Quelle différence voit-on par exemple entre la prairie où se trouve le peintre et la rivière où est emporté le bateau de Lola, Ramo et Plume?

Tous les spectateurs ont certainement remarqué cette différence, mais les plus jeunes auront peut-être des difficultés à la définir avec les mots exacts. Si c'est le cas, précisons donc que la rivière est «peinte», car elle appartient à un tableau (même si elle est par ailleurs animée), alors que la prairie est «réelle», filmée par une caméra (même si on y a incrusté le personnage peint de Lola…).

Venise, qu'on a évoquée précédemment, est également une ville «peinte» qui fait partie d'un tableau ou plus exactement d'un dessin animé, et ne peut pas être confondue avec la ville réelle dont beaucoup de jeunes spectateurs ont entendu parler ou dont ils ont déjà vu des images (photographiques ou cinématographiques).

On peut donc distinguer deux grands «univers», d'une part l'univers peint, celui des tableaux, et d'autre part, le monde «réel», celui de l'atelier [1], de la prairie, du peintre et de son chien. Pour distinguer ces deux univers dans le schéma précédent, l'on propose alors de mettre les tableaux en couleur et de laisser l'atelier du peintre et la prairie en noir et blanc.

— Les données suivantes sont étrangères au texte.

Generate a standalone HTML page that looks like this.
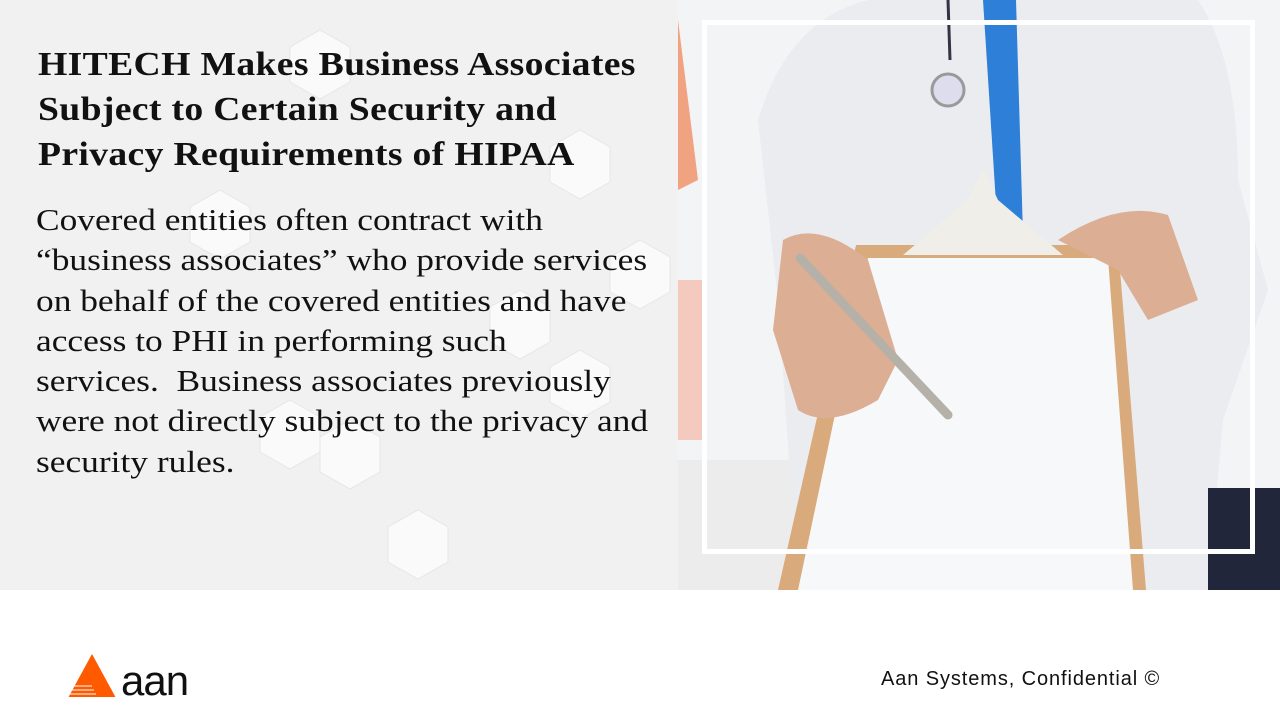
<!DOCTYPE html>
<html><head><style>
body{margin:0;width:1280px;height:720px;overflow:hidden;background:#fff;position:relative;font-family:"Liberation Serif",serif}
.left{position:absolute;left:0;top:0;width:678px;height:590px;background:#f1f1f1}
h1{position:absolute;left:38px;top:42px;margin:0;font-size:34px;line-height:45px;font-weight:bold;color:#111;letter-spacing:0.3px;transform:scaleX(1.108);transform-origin:0 0;white-space:nowrap}
p{position:absolute;left:36px;top:200px;margin:0;font-size:30.5px;line-height:40.3px;color:#111;transform:scaleX(1.16);transform-origin:0 0;white-space:nowrap}
.foot{position:absolute;left:881px;top:668px;font-family:"Liberation Sans",sans-serif;font-size:20px;color:#111;letter-spacing:0.9px}
</style></head><body>
<div class="left">
<svg width="678" height="590" style="position:absolute;left:0;top:0">
<g fill="#fafafa" stroke="#e6e6e6" stroke-width="1">
<polygon points="320,30 350,47 350,82 320,99 290,82 290,47"/>
<polygon points="580,130 610,147 610,182 580,199 550,182 550,147"/>
<polygon points="220,190 250,207 250,242 220,259 190,242 190,207"/>
<polygon points="640,240 670,257 670,292 640,309 610,292 610,257"/>
<polygon points="580,350 610,367 610,402 580,419 550,402 550,367"/>
<polygon points="290,400 320,417 320,452 290,469 260,452 260,417"/>
<polygon points="350,420 380,437 380,472 350,489 320,472 320,437"/>
<polygon points="418,510 448,527 448,562 418,579 388,562 388,527"/>
<polygon points="520,290 550,307 550,342 520,359 490,342 490,307"/>
</g></svg>
<h1>HITECH Makes Business Associates<br>Subject to Certain Security and<br>Privacy Requirements of HIPAA</h1>
<p>Covered entities often contract with<br>“business associates” who provide services<br>on behalf of the covered entities and have<br>access to PHI in performing such<br>services.&nbsp; Business associates previously<br>were not directly subject to the privacy and<br>security rules.</p>
</div>
<svg width="602" height="590" style="position:absolute;left:678px;top:0">
<rect width="602" height="590" fill="#f3f4f6"/>
<polygon points="0,20 20,180 0,190" fill="#f08050" opacity="0.7"/>
<rect x="0" y="280" width="25" height="160" fill="#f4b8a8" opacity="0.7"/>
<rect x="0" y="460" width="120" height="130" fill="#ececec"/>
<path d="M80,120 Q110,20 190,0 L520,0 Q560,60 560,180 L590,290 L545,420 L530,590 L120,590 L100,300 Z" fill="#eaecf0"/>
<polygon points="305,0 338,0 345,235 320,235" fill="#2d7fd8"/>
<path d="M270,0 L272,60" stroke="#334" stroke-width="3"/>
<circle cx="270" cy="90" r="16" fill="#dde" stroke="#999" stroke-width="3"/>
<rect x="530" y="488" width="72" height="102" fill="#22263a"/>
<polygon points="178,245 440,245 468,590 100,590" fill="#d8aa7c"/>
<polygon points="190,258 430,258 455,590 120,590" fill="#f7f8fa"/>
<path d="M225,255 L290,200 L305,168 L320,200 L385,255 Z" fill="#f0eee8"/>
<path d="M105,240 Q140,220 190,260 L220,360 L200,400 Q150,430 120,410 L95,330 Z" fill="#dcae94"/>
<path d="M380,240 Q440,200 490,215 L520,300 L470,320 L440,270 Z" fill="#dcae94"/>
<path d="M122,258 L270,415" stroke="#b5b0a8" stroke-width="9" stroke-linecap="round"/>
<rect x="26.5" y="22.5" width="548" height="529" fill="none" stroke="#fff" stroke-width="5"/>
</svg>
<svg width="125" height="45" style="position:absolute;left:66px;top:652px">
<polygon points="26,2 50,46 2,46" fill="#ff5a00"/>
<g stroke="#fff" stroke-width="1"><line x1="8" y1="34" x2="26" y2="34"/><line x1="6" y1="38" x2="28" y2="38"/><line x1="4" y1="42" x2="30" y2="42"/></g>
<text x="55" y="43" font-family="Liberation Sans,sans-serif" font-size="42" fill="#111" letter-spacing="-1">aan</text>
</svg>
<div class="foot">Aan Systems, Confidential ©</div>
</body></html>
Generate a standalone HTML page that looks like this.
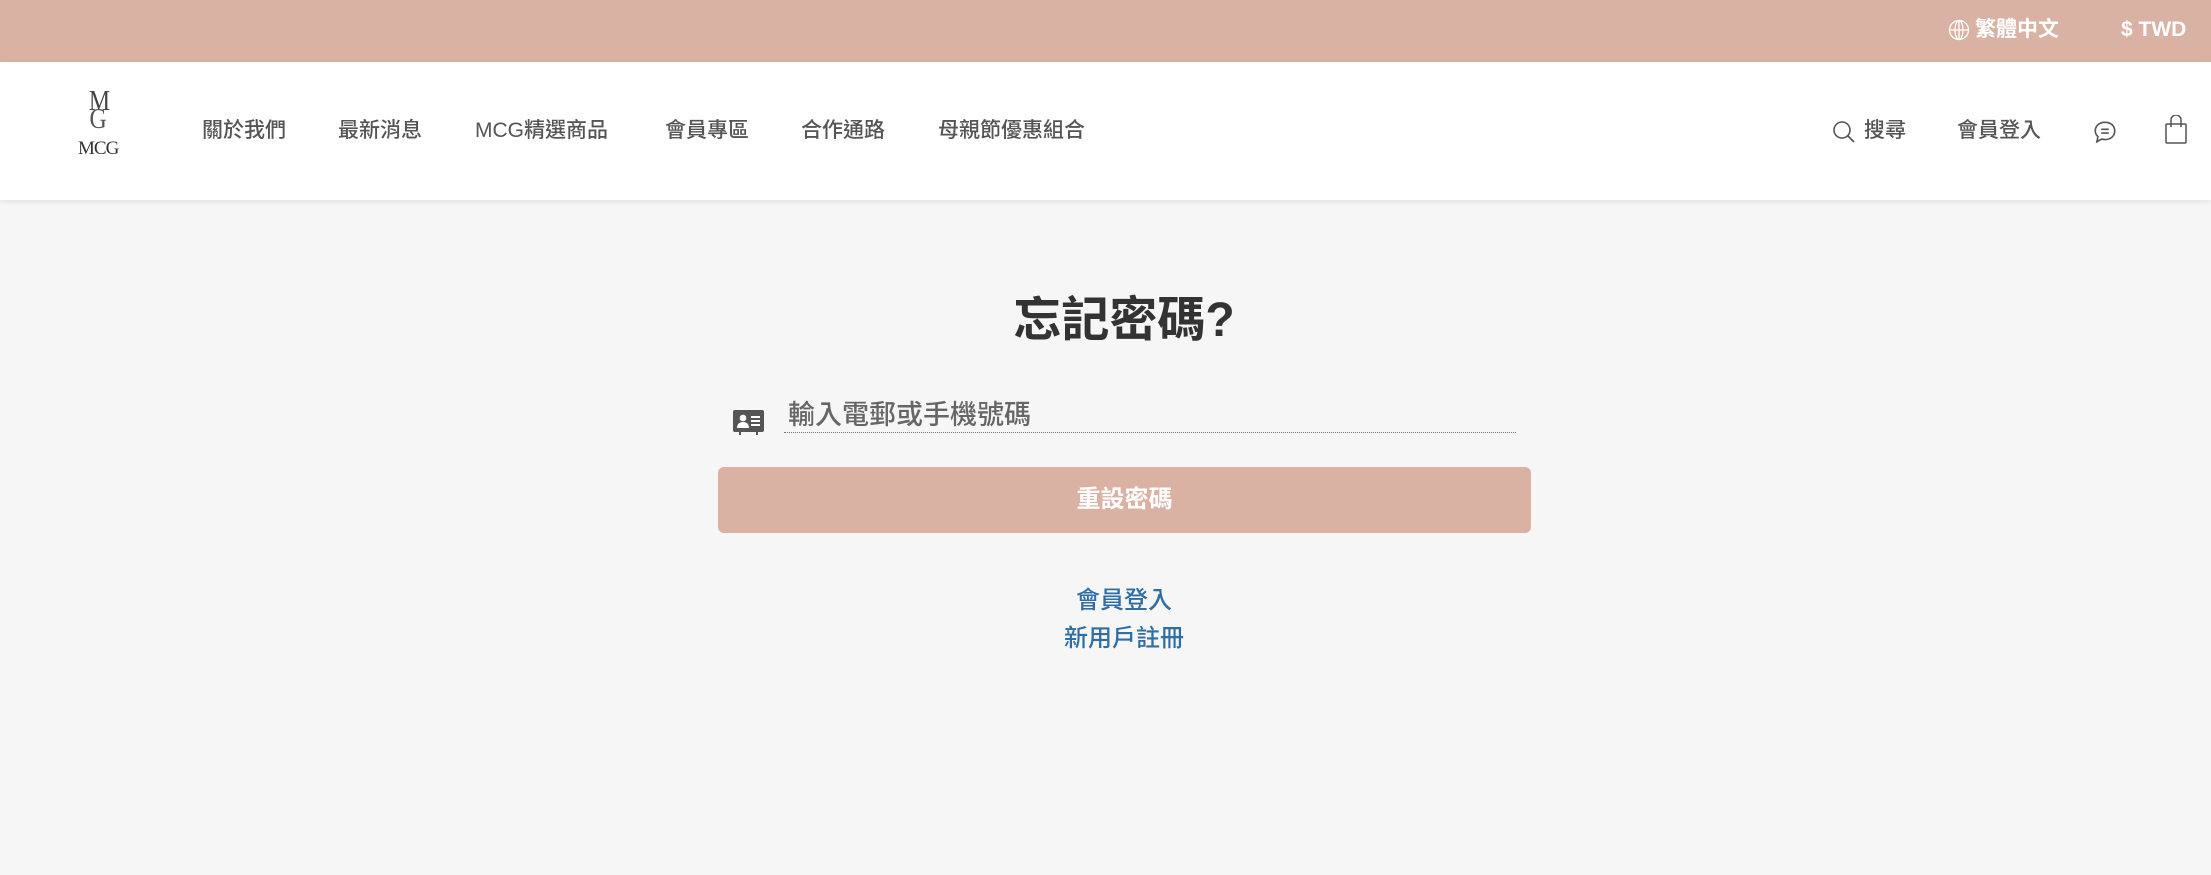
<!DOCTYPE html>
<html><head><meta charset="utf-8"><style>
*{margin:0;padding:0;box-sizing:border-box}
body{width:2211px;height:875px;background:#f6f6f6;font-family:"Liberation Sans","Noto Sans CJK TC",sans-serif;position:relative;overflow:hidden}
.top{position:absolute;left:0;top:0;width:2211px;height:62px;background:#d9b2a4;color:#fff;font-size:21px;font-weight:bold}
.hdr{position:absolute;left:0;top:62px;width:2211px;height:138px;background:#fff;box-shadow:0 2px 5px rgba(0,0,0,.08)}
.a{position:absolute;white-space:nowrap}
.nav{color:#555;font-size:21px;top:117px;line-height:28px;font-weight:500}
</style></head><body>
<div class="top">
<svg class="a" style="left:1948px;top:19px" width="22" height="22" viewBox="0 0 22 22" fill="none" stroke="#fff" stroke-width="1.3"><circle cx="11" cy="11" r="9.5"/><ellipse cx="11" cy="11" rx="4" ry="9.5"/><line x1="1.5" y1="11" x2="20.5" y2="11"/><line x1="11" y1="1.5" x2="11" y2="20.5"/></svg>
<div class="a" style="left:1975px;top:16px;line-height:28px">繁體中文</div>
<div class="a" style="left:2121px;top:16px;line-height:28px">$ TWD</div>
</div>
<div class="hdr"></div>
<div class="a" style="left:87px;top:88px;font-family:'Liberation Serif',serif;font-size:28px;color:#444;line-height:28px;transform:scaleX(0.85)">M</div>
<div class="a" style="left:88px;top:106px;font-family:'Liberation Serif',serif;font-size:28px;color:#555;line-height:28px;transform:scaleX(0.85)">G</div>
<div class="a" style="left:78px;top:138px;font-family:'Liberation Serif',serif;font-size:19px;color:#333;line-height:22px;letter-spacing:-1px">MCG</div>
<div class="a nav" style="left:202px">關於我們</div>
<div class="a nav" style="left:338px">最新消息</div>
<div class="a nav" style="left:475px">MCG精選商品</div>
<div class="a nav" style="left:665px">會員專區</div>
<div class="a nav" style="left:801px">合作通路</div>
<div class="a nav" style="left:938px">母親節優惠組合</div>
<svg class="a" style="left:1832px;top:120px" width="24" height="24" viewBox="0 0 24 24" fill="none" stroke="#555" stroke-width="1.6"><circle cx="10" cy="10" r="8"/><line x1="16" y1="16" x2="22" y2="22"/></svg>
<div class="a nav" style="left:1864px">搜尋</div>
<div class="a nav" style="left:1957px">會員登入</div>
<svg class="a" style="left:2092px;top:119px" width="26" height="26" viewBox="0 0 24 24" fill="none" stroke="#555" stroke-width="1.5"><path d="M12 3C6.5 3 3 6.5 3 11c0 2.2 1 4 2.5 5.2L4.5 21l4.5-2.5c1 .3 2 .5 3 .5 5.5 0 9-3.5 9-8S17.5 3 12 3z"/><line x1="8.5" y1="9.5" x2="15.5" y2="9.5"/><line x1="8.5" y1="13" x2="15.5" y2="13"/></svg>
<svg class="a" style="left:2164px;top:115px" width="24" height="30" viewBox="0 0 24 30" fill="none" stroke="#555" stroke-width="1.5"><rect x="2" y="9" width="20" height="19" rx="1"/><path d="M7 12V5a5 5 0 0 1 10 0v7"/></svg>
<div class="a" style="left:0;width:2248px;text-align:center;top:291px;font-size:48px;font-weight:bold;color:#333;line-height:60px">忘記密碼?</div>
<svg class="a" style="left:733px;top:410px" width="31" height="25" viewBox="0 0 31 25"><rect x="0" y="0" width="31" height="22" rx="2" fill="#555"/><rect x="6" y="21" width="2" height="4" fill="#555"/><rect x="23" y="21" width="2" height="4" fill="#555"/><circle cx="10" cy="8" r="3.3" fill="#fff"/><path d="M4 18c0-4 2.5-6 6-6s6 2 6 6z" fill="#fff"/><rect x="18" y="6" width="9" height="2" fill="#fff"/><rect x="18" y="10" width="9" height="2" fill="#fff"/><rect x="18" y="14" width="9" height="2" fill="#fff"/></svg>
<div class="a" style="left:788px;top:398px;font-size:27px;color:#666;line-height:34px;font-weight:500">輸入電郵或手機號碼</div>
<div class="a" style="left:784px;top:432px;width:732px;border-top:1.5px dotted #777"></div>
<div class="a" style="left:718px;top:467px;width:813px;height:66px;background:#d9b2a4;border-radius:6px;color:#fff;font-size:24px;font-weight:bold;text-align:center;line-height:66px">重設密碼</div>
<div class="a" style="left:0;width:2248px;text-align:center;top:585px;font-size:24px;color:#2f6ea5;line-height:32px;font-weight:500">會員登入</div>
<div class="a" style="left:0;width:2248px;text-align:center;top:623px;font-size:24px;color:#2f6ea5;line-height:32px;font-weight:500">新用戶註冊</div>
</body></html>
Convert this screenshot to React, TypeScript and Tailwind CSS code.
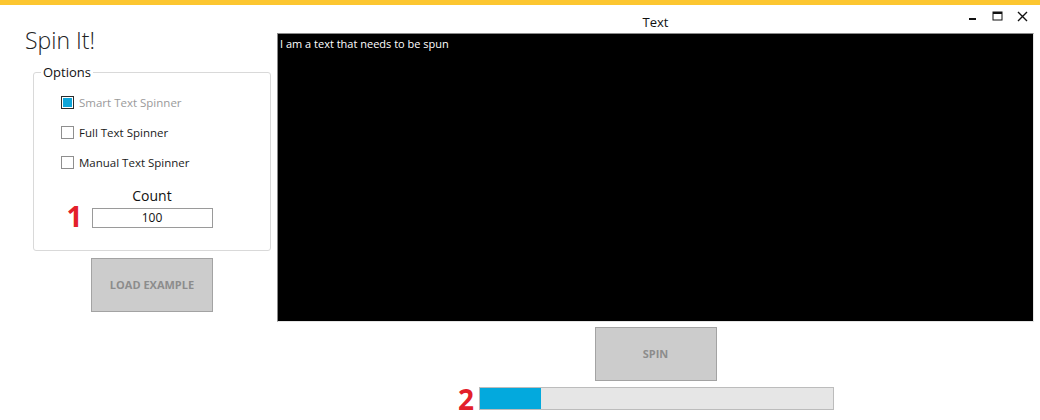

1. En fait, l'atelier du peintre n'est pas un décor réel, filmé par une caméra, mais une image (ou une suite d'images de synthèse) créée par ordinateur (comme le film d'animation Shrek). Mais ces images de synthèse ont été traitées dans un style extrêmement réaliste (contrairement à Shrek volontairement caricatural) avec notamment de nombreux détails et des textures extrêmement fines qui donnent l'impression d'un décor «réel».